High on the list of Matambo’s priorities would be the need to channel more funds towards promotion of inclusion growth.

Despite economic indicators that have grown over the last decades, Botswana still has serious development challenges, which include unemployment, poverty and inequality. “The minister will need to undertake a baseline assessment and map the way forward because, undoubtedly, current strategies are failing to promote inclusive growth,” said a public finance specialist from the University of Botswana, professor Emmanuel Botlhale.  

Income inequality in Botswana is one of the highest in the world with the Gini Coefficient having increased from 0.573 in 2002/03 to 0.645 in 2009/10.

Regarding unemployment on the basis of the population aged 18 years and over, this was estimated at 17.6 percent in 2009/10 and youth and women are overrepresented in the army of the unemployed. Poverty figures do show a decrease in the poverty incidence between 2002/03 and 2009/10 and the percentage of the population that lives below the poverty datum line was 19.3 percent in 2009/10 compared to 30.6 percent in 2002/03 according to the latest Botswana Co-welfare Indicator Survey that was based on the 2009/10 data.

Critics however say the figures mask the extent of poverty in the country, as the absolute numbers for people below the breadline has increased disproportionately to the population growth.

According to the 2015/16 Budget Strategy Paper, total revenue and grants are projected to reach P52.8 billion, an increase of 5.3 percent from the proposed 2014/15 estimate of P50.2 billion.

Total expenditure and net lending is projected at P51.46 billion in 2015/16 from the estimated P49.3 billion recorded in 2014/15.

However, the general feeling is that the budget will not be much different from the recent budgets in terms of allocations.

Experts predict that the government will continue with its completion of on-going projects and existing infrastructure, promoting economic growth and improving public service delivery. Economists stated that the government’s intention was to return to budget surplus and build up reserves.

Karabo Tladi, an investment analyst at Blackthread Capital said he expects government revenue to grow at a faster rate than government expenditure, resulting in increased budget surplus for 2015/16 fiscal years.
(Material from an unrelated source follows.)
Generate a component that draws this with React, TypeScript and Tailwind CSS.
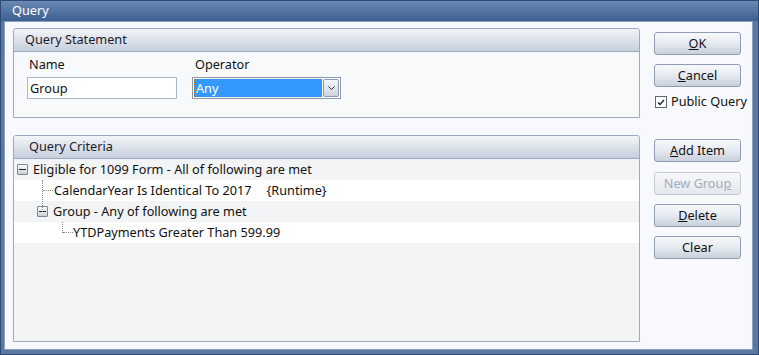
import React from "react";

const font = { fontFamily: '"Noto Sans", "Open Sans", Arial, sans-serif' };

function Btn({ children, disabled }: { children: React.ReactNode; disabled?: boolean }) {
  return (
    <div
      className={`w-[87px] h-[23px] flex items-center justify-center rounded-[3px] border text-[12.7px] ${
        disabled
          ? "border-[#c3cad6] bg-gradient-to-b from-[#f7f9fb] to-[#e3e7ee] text-[#a3acba]"
          : "border-[#8f9db4] bg-gradient-to-b from-[#f8f9fb] via-[#e6eaf0] to-[#c8d0dc] text-[#111]"
      }`}
    >
      {children}
    </div>
  );
}

function Minus() {
  return (
    <div className="w-[11px] h-[11px] border border-[#7a8699] rounded-[1px] bg-gradient-to-b from-[#ffffff] to-[#c9d0da] flex items-center justify-center">
      <div className="w-[7px] h-[1px] bg-[#222]" />
    </div>
  );
}

function PanelHeader({ title, pl }: { title: string; pl: string }) {
  return (
    <div
      className={`h-[23px] flex items-center ${pl} rounded-t-[3px] border-b border-[#9aaac4] bg-gradient-to-b from-[#f3f5f8] via-[#dde2ea] to-[#c6cfdc] text-[12.7px] text-[#1c1c2c]`}
    >
      {title}
    </div>
  );
}

export default function App() {
  return (
    <div className="w-[759px] h-[355px] bg-[#5b78a3] border border-[#2e4a75] flex flex-col" style={font}>
      <div className="h-[20px] flex items-center pl-[11px] text-[12.7px] text-white bg-gradient-to-b from-[#6b89b4] to-[#3e6090] shrink-0">
        Query
      </div>
      <div className="flex-1 ml-[3px] mr-[5px] mb-[4px] bg-[#8aa0c2] p-[1px]">
        <div className="w-full h-full bg-[#f7f9fc] flex pl-[8px] pt-[6px]">
          {/* Left column */}
          <div className="w-[627px] flex flex-col">
            <div className="h-[90px] border border-[#9aaac4] rounded-t-[3px] bg-[#f8f9fb] flex flex-col">
              <PanelHeader title="Query Statement" pl="pl-[11px]" />
              <div className="flex pl-[13px] pt-[4px] gap-[15px]">
                <div className="flex flex-col">
                  <div className="text-[12.7px] text-[#111] pl-[2px] h-[17px] leading-[17px]">Name</div>
                  <div className="mt-[4px] w-[150px] h-[22px] border border-[#a9b5c9] bg-white text-[12.7px] text-[#111] pl-[2px] leading-[20px]">
                    Group
                  </div>
                </div>
                <div className="flex flex-col">
                  <div className="text-[12.7px] text-[#111] pl-[3px] h-[17px] leading-[17px]">Operator</div>
                  <div className="mt-[4px] w-[149px] h-[22px] border border-[#8b9bb4] bg-white flex items-center p-[1px]">
                    <div className="flex-1 h-full bg-[#3399ff] border border-dotted border-[#c87a00] text-white text-[12.7px] leading-[16px] pl-[1px]">
                      Any
                    </div>
                    <div className="w-[16px] h-[18px] ml-[1px] border border-[#8d99ad] rounded-[2px] bg-gradient-to-b from-[#f5f7fa] to-[#cdd4df] flex items-center justify-center">
                      <svg width="7" height="5" viewBox="0 0 7 5">
                        <path d="M0.5 0.5 L3.5 3.5 L6.5 0.5" stroke="#333" strokeWidth="1" fill="none" />
                      </svg>
                    </div>
                  </div>
                </div>
              </div>
            </div>
            <div className="mt-[17px] h-[207px] border border-[#9aaac4] rounded-t-[3px] bg-[#f3f4f6] flex flex-col">
              <PanelHeader title="Query Criteria" pl="pl-[15px]" />
              <div className="flex flex-col text-[12.7px] text-[#111]">
                <div className="h-[21px] flex items-center bg-[#f3f4f6] pl-[3px] relative">
                  <Minus />
                  <span className="ml-[5px]">Eligible for 1099 Form - All of following are met</span>
                </div>
                <div className="h-[21px] flex items-center bg-white relative">
                  <div className="absolute left-[28px] top-0 h-[32px] border-l border-dotted border-[#888]" />
                  <div className="absolute left-[29px] top-[10px] w-[10px] border-t border-dotted border-[#888]" />
                  <span className="ml-[40px]">CalendarYear Is Identical To 2017</span>
                  <span className="ml-[15px]">{"{Runtime}"}</span>
                </div>
                <div className="h-[21px] flex items-center bg-[#f3f4f6] pl-[23px]">
                  <Minus />
                  <span className="ml-[5px]">Group - Any of following are met</span>
                </div>
                <div className="h-[21px] flex items-center bg-white relative">
                  <div className="absolute left-[48px] top-0 h-[11px] border-l border-dotted border-[#888]" />
                  <div className="absolute left-[49px] top-[10px] w-[10px] border-t border-dotted border-[#888]" />
                  <span className="ml-[59px]">YTDPayments Greater Than 599.99</span>
                </div>
              </div>
            </div>
          </div>
          {/* Right column */}
          <div className="ml-[14px] flex flex-col pt-[4px]">
            <Btn>
              <span className="underline">O</span>K
            </Btn>
            <div className="mt-[9px]">
              <Btn>
                <span className="underline">C</span>ancel
              </Btn>
            </div>
            <div className="mt-[7px] h-[16px] flex items-center text-[12.7px] text-[#111]">
              <div className="w-[12px] h-[12px] border border-[#5e6878] bg-white flex items-center justify-center ml-[1px]">
                <svg width="8" height="7" viewBox="0 0 8 7">
                  <path d="M1 3.5 L3 5.5 L7 1" stroke="#222" strokeWidth="1.4" fill="none" />
                </svg>
              </div>
              <span className="ml-[4px]">Public Query</span>
            </div>
            <div className="mt-[29px]">
              <Btn>
                <span className="underline">A</span>dd Item
              </Btn>
            </div>
            <div className="mt-[10px]">
              <Btn disabled>
                New Grou<span className="underline">p</span>
              </Btn>
            </div>
            <div className="mt-[9px]">
              <Btn>
                <span className="underline">D</span>elete
              </Btn>
            </div>
            <div className="mt-[9px]">
              <Btn>Clear</Btn>
            </div>
          </div>
        </div>
      </div>
    </div>
  );
}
He also predicted government revenue to be boosted by the Southern African Customs Union (SACU) revenue. “The government has also spoken about reducing government expenditure as a percentage of GDP and it has been very bold in trying to achieve this, as shown by its refusal to offer any significant wage increase for civil servants,” he said.

Tladi noted that government spending is growing at its slowest rate in many years, which is why non-mining GDP in the country is subdued.

Garry Juma, an economic analyst with Motswedi Securities, said one of the focal issues in the 2015/16 national budgets is that a small surplus is expected due to the improvement of the mining sector, especially the diamond sector. “Certainly we expect the government to continue maintaining the rule of 70 percent for the recurrent budget and 30 percent for development budget,” he said.

On the issue of salary hikes, Juma said he expects the government to make a slight wage increase for civil servants but said he does not see the government announcing any figures given the fact that the matter is still under negotiations.

On the budget outturn, Jefferis added he hopes that the budget surplus will be larger because the final outturn for the 2013/14 budgets was much larger than originally anticipated, at over P7 billion, due to the outperformance of the global diamond market in 2013.

“This should have been continued in 2014, and may follow though into 2015, although there is more global uncertainty over growth rates that may cause diamond prices to weaken in early 2015,” he said.

Chief investment officer of Afena Capital Botswana, Alphonse Ndzinge, is of the view that the decline of the oil prices should provide a much-needed tailwind for consumer spending. “We have some concerns with recent trend of slowing household credit growth rates and the reduced contribution of household consumption to GDP growth figures,” he explained.

According to Ndzinge, the trend for aggregate demand suggests modest real wage growth, relatively low employment growth and restrained growth in government expenditure.

He noted that they have reduced their inflation forecast for the country considering the persistently weak inflationary pressures for the two largest indices of food and transport, particularly with the drop in oil prices.

“We now forecast that inflation will remain below the 5 percent level for the coming 12 months. At this stage, there is almost no pressure for the Central Bank to raise the policy rate this year, and we expect the bank rate to remain flat with a small probability of a cut if domestic demand pressures weaken significantly,” he said.